Van Gundy has been out of head coaching work since 2007, largely by choice. Yet the one job he showed real interest in, the New Orleans Pelicans opening, went to Alvin Gentry, older than Van Gundy and a retread in his own right. What separates Gentry from Van Gundy and other throwback coaches, though, is his reputation as a laid-back, offensively inventive, largely ego-less leader who used his time as an assistant to prove he could work collaboratively.

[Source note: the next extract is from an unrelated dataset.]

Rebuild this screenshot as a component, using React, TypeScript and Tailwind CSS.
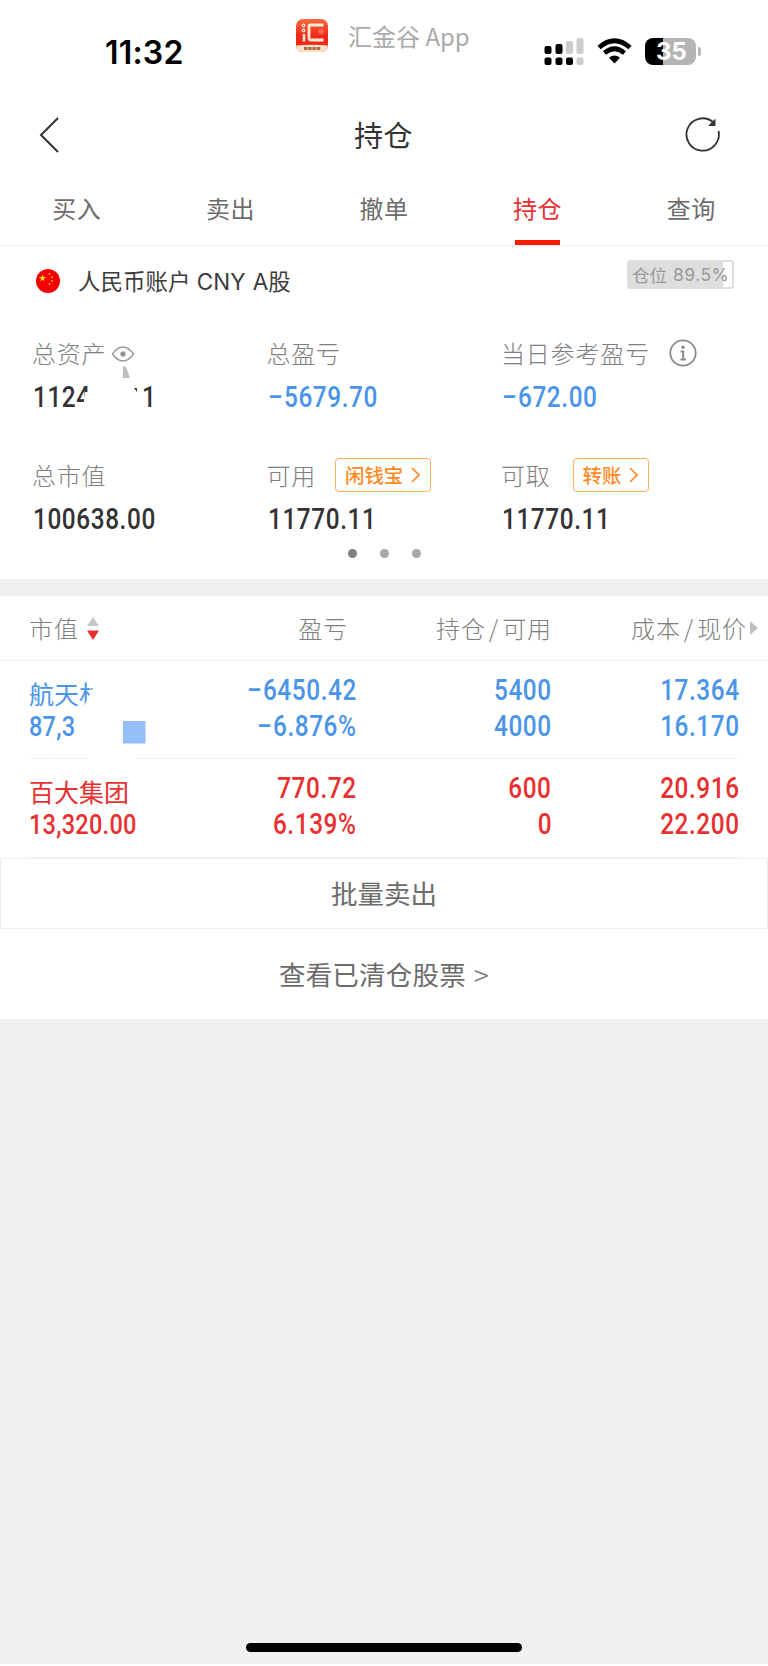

"If you talk to him, he's casual, he's funny. He tells a lot of long stories," Warriors assistant Bruce Fraser said of Gentry, per Ramona Shelburne of ESPN.com. "You can be baited into thinking he's the fun older guy who has just hung on. But the reality is, he's a wizard. He's sharp."
The Pelicans could have hired Thibodeau if they'd wanted to; he was fired two days before Gentry got the job, and his removal felt imminent weeks in advance. But they didn't.
New Orleans doesn't have to elaborate on its reasons for passing over Thibodeau and his gaudy winning percentage, but it obviously valued Gentry's collection of skills more highly than Thibodeau's—or Van Gundy's, for that matter.
The Pelicans situation is just one example of a broader trend. Dictatorial skills aren't in demand anymore.
Philadelphia 76ers head coach Brett Brown told Bob Cooney of Philly.com:
"That fundamental formula still exists, but the resources that you apply to it are far greater. I came into the league and there were three of me [directors of development], and now every team probably has two or three. It's like hitting coaches in baseball; shooting coaches are going to be the emerging thing. I think that nearly half of the NBA teams have an isolated, dedicated shooting coach. We're going to blink and, in 5 years, everybody is going to have one of those, too. Development just spins off on so many areas with so many people nowadays.
"
Brown offers a hopeful template. He has adapted to a changing league, and he probably owes some thanks to Gregg Popovich, under whom he worked for years with the San Antonio Spurs.

Pop's demeanor and insistence on accountability are as old school as it gets, but the Spurs have been on the vanguard of analytics, sports science and innovation longer than any other team—largely because he's allowed them to be.
Not everyone's so malleable, though, which means throwbacks might have to settle for short-term jobs they wouldn't otherwise want if they'd like to keep working.
Take Scott Skiles' recent hiring by the Orlando Magic as one example. Skiles is as old school as they come; everything about him—from his demeanor to his look—says so.

But he's taking over a young team with modest expectations. His track record suggests he'll instill structure on both ends of the court but may not be around long enough to do more.
Dan Feldman of NBC Sports explains: "He doesn't have the record of player development the young Magic could use. But he should improve their defense, burn out everyone (including himself) and then cede way to Jim Boylan as interim coach. We've seen this too many times to expect anything different."
Skiles has never lasted longer than five full seasons in any spot, and he lost his job midseason in each of his last two stops.
Maybe this is the future for old-school coaches who don't adapt like Brown. Maybe they'll be used as tone-setters, guys who whip the troops into shape and then leave before they wear down or wear out their welcome with management.
Mark Jackson built something and had to hand it over to Steve Kerr.
Thibodeau ceded control to Fred Hoiberg.
If the trend holds, coaches like Thibodeau—who want autonomy, control and freedom to coach how they see fit—would face the irony of being mere parts of a larger system, a step in a process out of their control.
It's hard to imagine that's an appealing option.
If Thibodeau or Van Gundy or any other coaches of their ilk get jobs in the future, it'll be because they convince front offices they're ready to be flexible, or because a specific team wants the kind of discipline they'll bring—for a limited time only.
Look around the league. The coaching profiles of Kerr, Brad Stevens, Erik Spoelstra, Hoiberg, Popovich and even Rick Carlisle all feature youth, innovation, flexibility or all three.
Rigid autocrats like Thibs and Van Gundy are facing extinction in an NBA ecosystem that prizes adaptability and cooperation above everything else.